To Gain Culinary Experience
This goes hand in hand with real world experience. Every place you go to will have a culture that is different from yours. Whether it’s a slight variation, or complete culture shock. Either way, you’ll be exposed to new things that will completely alter the way that you see the world and your place in it. Well, this is the same for my culinary career. In my opinion, the best Chefs are well traveled. It’s one thing to experiment with a different varieties of cuisines. But it’s a whole other experience when you’re submerged in the culture. Speaking to the people, learning their techniques, tasting the food that is indigenous to the area. Authenticity is key. While in Australia, I was able to work in a multitude of kitchens, with many different Chefs, with many different styles, in many different venues. Exposure cannot be learned, you need to live it.
To Find Myself
If you’re gagging at how disgustingly cliché this point is, I don’t blame you.

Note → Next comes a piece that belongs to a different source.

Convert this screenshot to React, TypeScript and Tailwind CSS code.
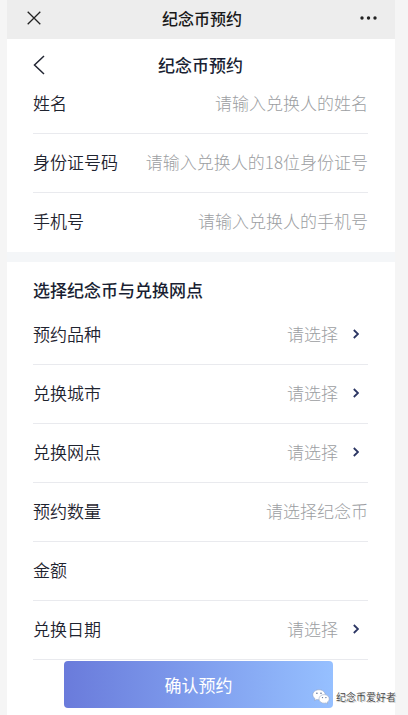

But there’s so much truth to it. Traveling alone, in a completely foreign place was the ultimate test. Sure, I faltered. One of the most challenges things I had to face was myself. Stripped of my everyday dressings. My job, my friends, my family, my hobbies; keeping up appearances. Without all of that, it was just me. I wasn’t sure if I was cut out for it. Being totally on my own, stabilizing myself when I’d been cradled most of my life. As frustrating as it was, in the end I found that I was the happiest I’d been in my entire life. I was surrounded by likeminded people. People who understand that living free, living in the moment, is so much more important than having a good job and an obedient pawn of society. I felt so centered, so aware. The world is too big to stay in one corner of it your whole life. And I’ve left a piece of myself in every place I’d gone and fallen in love. And in return, I’ve discovered a part of myself that I never knew existed. I left America feeling a bit empty and unfulfilled. And when I returned, I’d filled in those voids with experiences, and confidence. Because I took the plunge, I went for it, and I succeeded. And if I can, anyone can.